Adriana P. Bartow No violation of any one of the human rights has been the subject of so many Conventions and Declarations as ’torture’- all aiming at total banning of it in all forms, but inspite of the commitments made to eliminate torture, the fact remains that torture is more widespread not that ever before, “Custodial torture” is a naked violation of human dignity and degradation with destroys, to a very large extent, the individual personality. IT is a calculated assault on human dignity and whenever human dignity is wounded, civilisation takes a step backward-flag of humanity must on each such occasion fly half-mast.
In all custodial crimes that is of real concern is not only infliction of body pain but the mental agony which a person undergoes within the four walls of police station or lock-up. Whether it is physical assault or rape in police custody, the extent of trauma a person experiences is beyond the purview of law.
“Custodial violence” and abuse of police power is not only peculiar to this country, but it is widespread. It has been the concern of international community because the problem is universal and the challenge is almost global. The Universal Declaration of Human Rights in 1984, which market the emergency of worldwide trend of protection and guarantee of certain basic human rights, stipulates in Article 5 that “No one shall be subjected to torture or to curel, inhuman or degrading treatment or punishment.” Despite the pious declaration, the crime continues unabated, though every civilised nation shows its concern and takes steps for its eradication.

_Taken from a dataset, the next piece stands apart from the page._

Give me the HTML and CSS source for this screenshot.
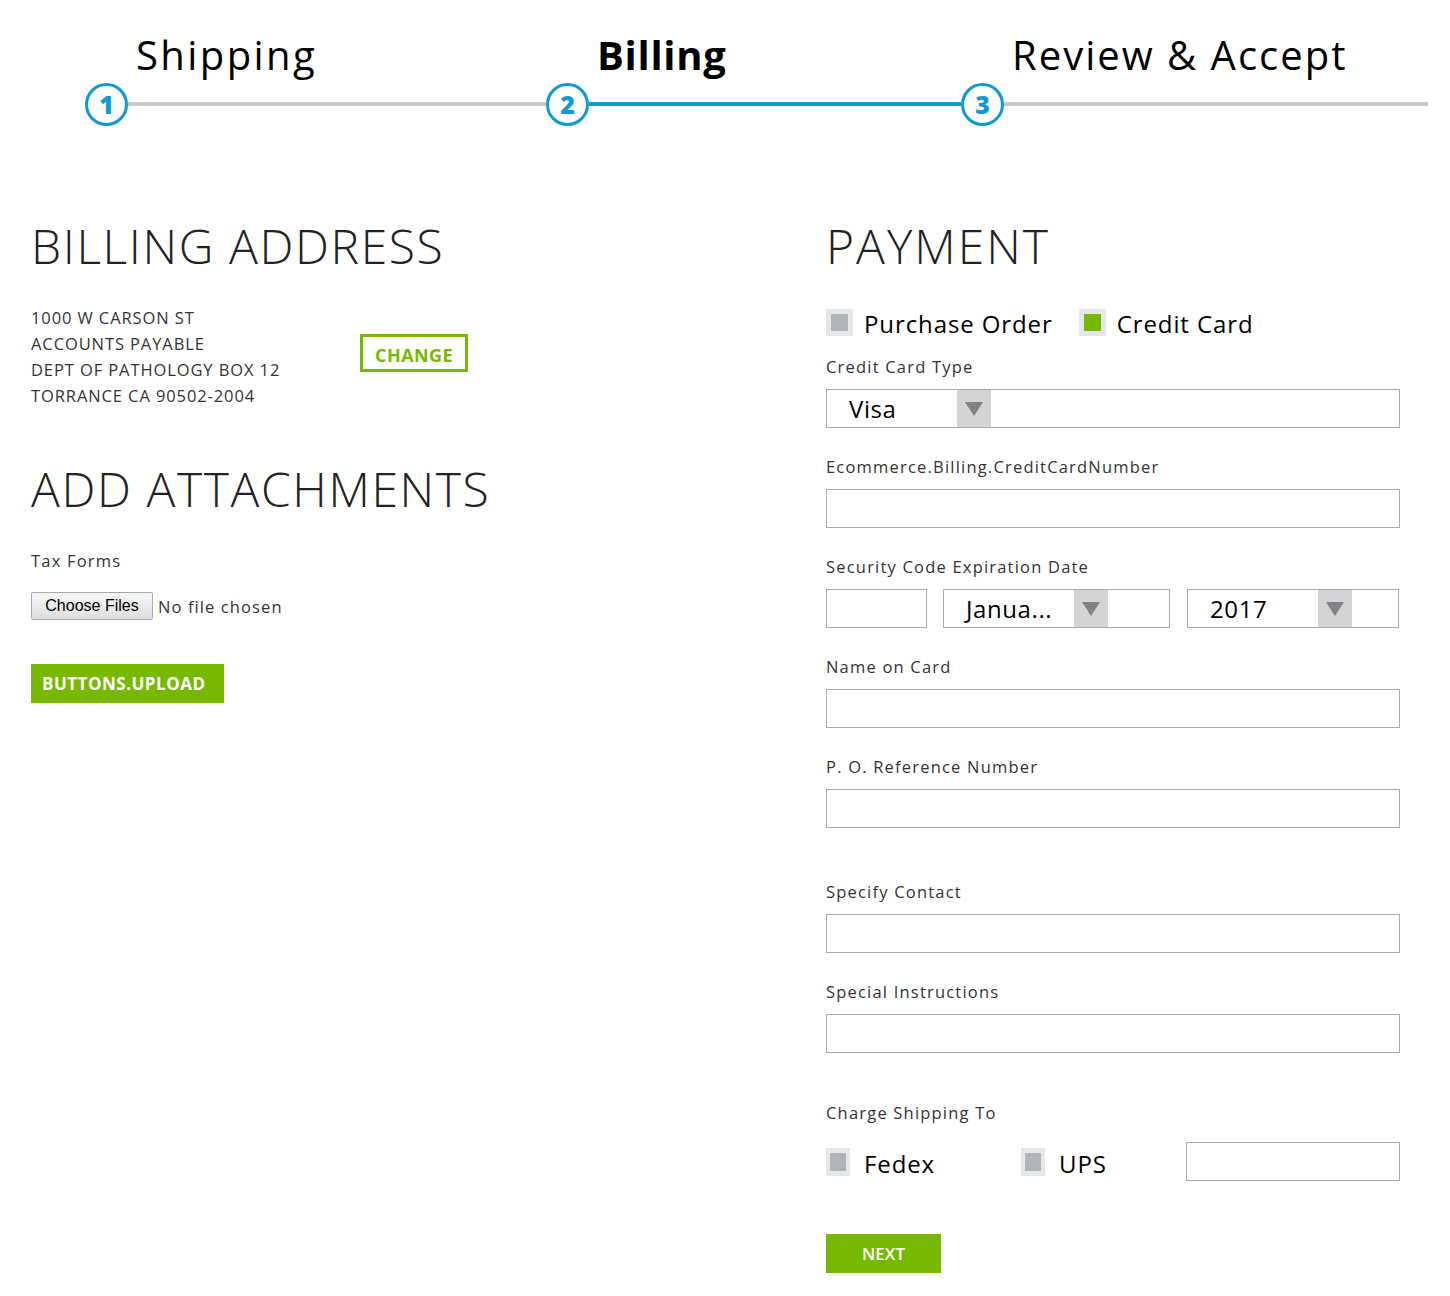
FILE: index.html
```html
<!DOCTYPE html>
<html lang="en">
<head>
  <meta charset="UTF-8" />
  <title>Checkout - Billing</title>
  <link rel="stylesheet" href="styles.css">
</head>
<body>
  <div class="stepper">
    <div class="step done">
      <div class="step-label">Shipping</div>
      <div class="track"><span class="dot">1</span><span class="bar"></span></div>
    </div>
    <div class="step current">
      <div class="step-label">Billing</div>
      <div class="track"><span class="dot">2</span><span class="bar"></span></div>
    </div>
    <div class="step last">
      <div class="step-label">Review &amp; Accept</div>
      <div class="track"><span class="dot">3</span><span class="bar"></span></div>
    </div>
  </div>

  <div class="main">
    <div class="left">
      <h2>BILLING ADDRESS</h2>
      <div class="address-row">
        <div class="address">
          1000 W CARSON ST<br>
          ACCOUNTS PAYABLE<br>
          DEPT OF PATHOLOGY BOX 12<br>
          TORRANCE CA 90502-2004
        </div>
        <button class="btn-outline">CHANGE</button>
      </div>

      <h2 class="attach-title">ADD ATTACHMENTS</h2>
      <div class="label">Tax Forms</div>
      <div class="file-row">
        <span class="file-btn">Choose Files</span>
        <span class="file-name">No file chosen</span>
      </div>
      <button class="btn-green upload">BUTTONS.UPLOAD</button>
    </div>

    <div class="right">
      <h2>PAYMENT</h2>
      <div class="check-row">
        <span class="check"><span class="box"></span>Purchase Order</span>
        <span class="check on"><span class="box"></span>Credit Card</span>
      </div>

      <div class="field">
        <div class="label">Credit Card Type</div>
        <div class="select"><span class="sel-text">Visa</span><span class="arrow"></span></div>
      </div>

      <div class="field">
        <div class="label">Ecommerce.Billing.CreditCardNumber</div>
        <div class="input"></div>
      </div>

      <div class="field">
        <div class="label">Security Code Expiration Date</div>
        <div class="exp-row">
          <div class="input cvv"></div>
          <div class="select month"><span class="sel-text">Janua...</span><span class="arrow"></span></div>
          <div class="select year"><span class="sel-text">2017</span><span class="arrow"></span></div>
        </div>
      </div>

      <div class="field">
        <div class="label">Name on Card</div>
        <div class="input"></div>
      </div>

      <div class="field">
        <div class="label">P. O. Reference Number</div>
        <div class="input"></div>
      </div>

      <div class="field spaced">
        <div class="label">Specify Contact</div>
        <div class="input"></div>
      </div>

      <div class="field">
        <div class="label">Special Instructions</div>
        <div class="input"></div>
      </div>

      <div class="field spaced ship">
        <div class="label">Charge Shipping To</div>
        <div class="ship-row">
          <span class="check small fedex"><span class="box"></span>Fedex</span>
          <span class="check small ups"><span class="box"></span>UPS</span>
          <div class="input account"></div>
        </div>
      </div>

      <button class="btn-green next">NEXT</button>
    </div>
  </div>
</body>
</html>
```

FILE: styles.css
```css
:root {
  --green: #76b900;
  --blue: #0f9bd1;
  --line: #c5c7c9;
  --text: #333333;
  --border: #aaaaaa;
}

body {
  margin: 0;
  font-family: "Open Sans", Arial, sans-serif;
  color: var(--text);
  background: #fff;
}

/* stepper */
.stepper {
  display: grid;
  grid-template-columns: 461px 415px 467px;
  padding: 30px 0 0 85px;
}

.step-label {
  margin-left: 51px;
  font-size: 40px;
  line-height: 50px;
  color: #000;
  letter-spacing: 2.4px;
  white-space: nowrap;
}

.last .step-label {
  letter-spacing: 2px;
}

.current .step-label {
  font-weight: 700;
  letter-spacing: 0.7px;
}

.track {
  display: flex;
  align-items: center;
  height: 44px;
  margin-top: 2px;
}

.dot {
  box-sizing: border-box;
  width: 43px;
  height: 43px;
  flex: none;
  border: 3px solid var(--blue);
  border-radius: 50%;
  display: flex;
  align-items: center;
  justify-content: center;
  color: var(--blue);
  font-weight: 800;
  font-size: 25px;
  line-height: 1;
}

.bar {
  flex: 1;
  height: 4px;
  background: var(--line);
}

.current .bar {
  background: var(--blue);
}

/* main layout */
.main {
  display: grid;
  grid-template-columns: 795px 574px;
  padding: 92px 0 0 31px;
}

h2 {
  margin: 0;
  font-size: 48px;
  font-weight: 300;
  line-height: 55px;
  letter-spacing: 1.6px;
  color: #222;
}

.right h2 {
  letter-spacing: 2px;
}

.label {
  font-size: 16.5px;
  line-height: 26px;
  letter-spacing: 1.2px;
  color: var(--text);
}

/* left column */
.address-row {
  display: flex;
  align-items: center;
  margin-top: 32px;
}

.address {
  width: 329px;
  font-size: 16.5px;
  line-height: 26px;
  letter-spacing: 0.9px;
}

.btn-outline {
  box-sizing: border-box;
  width: 108px;
  height: 38px;
  margin-top: -8px;
  border: 3px solid var(--green);
  background: #fff;
  color: var(--green);
  font-family: inherit;
  font-weight: 700;
  font-size: 18px;
  letter-spacing: 0.4px;
  padding: 4px 0 0;
  cursor: pointer;
}

.attach-title {
  margin-top: 52px;
}

.left .label {
  margin-top: 32px;
}

.file-row {
  display: flex;
  align-items: center;
  margin-top: 18px;
}

.file-btn {
  box-sizing: border-box;
  width: 122px;
  height: 28px;
  border: 1px solid #a9a9a9;
  border-radius: 2px;
  background: linear-gradient(#f6f6f6, #dedede);
  font-family: Arial, "Liberation Sans", sans-serif;
  font-size: 16px;
  color: #000;
  display: flex;
  align-items: center;
  justify-content: center;
}

.file-name {
  margin-left: 5px;
  font-size: 16.5px;
  letter-spacing: 1.1px;
}

.btn-green {
  display: block;
  height: 39px;
  border: none;
  background: var(--green);
  color: #fff;
  font-family: inherit;
  font-size: 17px;
  cursor: pointer;
}

.upload {
  width: 193px;
  margin-top: 44px;
  padding: 0 0 0 11px;
  text-align: left;
  font-weight: 700;
  letter-spacing: 0.5px;
}

/* right column */
.check-row {
  display: flex;
  margin-top: 35px;
  height: 28px;
}

.check {
  display: flex;
  align-items: center;
  font-size: 24px;
  color: #000;
  letter-spacing: 0.9px;
  padding-top: 3px;
}

.box {
  box-sizing: border-box;
  width: 27px;
  height: 27px;
  margin-right: 11px;
  margin-top: -3px;
  border: 5px solid #e6e7e8;
  background: #b1b4b7;
}

.check.on {
  margin-left: 26px;
}

.on .box {
  background: var(--green);
}

.field {
  margin-top: 18px;
}

.field + .field {
  margin-top: 26px;
}

.field + .field.spaced {
  margin-top: 51px;
}

.field + .field.ship {
  margin-top: 47px;
}

.field .label {
  margin-bottom: 9px;
}

.input,
.select {
  box-sizing: border-box;
  height: 39px;
  border: 1px solid var(--border);
  background: #fff;
}

.select {
  display: flex;
  align-items: stretch;
}

.sel-text {
  width: 108px;
  padding-left: 22px;
  font-size: 24px;
  line-height: 37px;
  color: #000;
  letter-spacing: 0.6px;
  white-space: nowrap;
}

.arrow {
  width: 34px;
  background: #d4d4d4;
  position: relative;
}

.arrow::after {
  content: "";
  position: absolute;
  left: 8px;
  top: 12px;
  border-left: 9px solid transparent;
  border-right: 9px solid transparent;
  border-top: 14px solid #808285;
}

.exp-row {
  display: flex;
}

.cvv {
  width: 101px;
}

.month {
  width: 227px;
  margin-left: 16px;
}

.year {
  width: 212px;
  margin-left: 17px;
}

.ship .label {
  margin-bottom: 16px;
}

.ship-row {
  display: flex;
  align-items: center;
}

.small .box {
  width: 24px;
  height: 28px;
  border-width: 5px 4px;
  margin-right: 14px;
}

.fedex {
  width: 195px;
}

.ups {
  width: 165px;
}

.account {
  width: 214px;
}

.next {
  width: 115px;
  margin-top: 53px;
  font-weight: 600;
}
```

In England, torture was once regarded as a normal practice to ger information regarding the crime, the accomplices and the case property or to extract confessions, but with the development of common law and more radical ideas imbibing human though and approach, such inhuman practices were initially discouraged and eventually almost done away with , certain aberrations here and there notwithstanding. The police powers of arrest, detention and interrogation in England were examined in depth by Sir Cyril Philips Committee- ’Report of a Royal Commission on Criminal Procedure’ (command – Paper 8092 of 1981). The report of the Royal Commission is, instructive. In regard to the power of arrest, the Report recommended that the power to arrest without a warrant must be related to and limited by the object to be served by the arrest, namely, to prevent the suspect from destroying evidence or interfering with witnesses or warning accomplices who have not yet been arrested or where there is a good reason to suspect the repetition of the offence and not to every case irrespective of the object sought to be achieved.

The Royal Commission suggested certain restrictions on the power of arrest on the basis of the ‘necessity principle’. The Royal commission said :

“…. We recommend that detention upon arrest for a offence should continue only on one or more of the following criteria :

(a) the person‘s‘s unwillingness to identify himself so that summons may be served upon him;

(b) the need to prevent the continuation or repetition of that offence;

(c) the need to protect the arrested person‘s himself or other persons or property;

(d) the need to secure or preserve evidence of or relating to that offence or to obtain such evidence from the suspect by questioning him; and

(e) the likelihood of the person‘s failing to appear at court to answer anycharge made against him.” The Royal Commission also suggested:

“To help to reduce the use of arrest we would also propose the introduction here of a scheme that is used in Ontario enabling a police officer to issue what is called an appearance notice. That procedure can be used to obtain attendance at the police station without resorting to arrest provided a power to arrest exists, for example to be finger printed or to participate in an identification parade. It could also be extended to attendance for interview at a time convenient both to the suspect and to the police officer investigating the case. ”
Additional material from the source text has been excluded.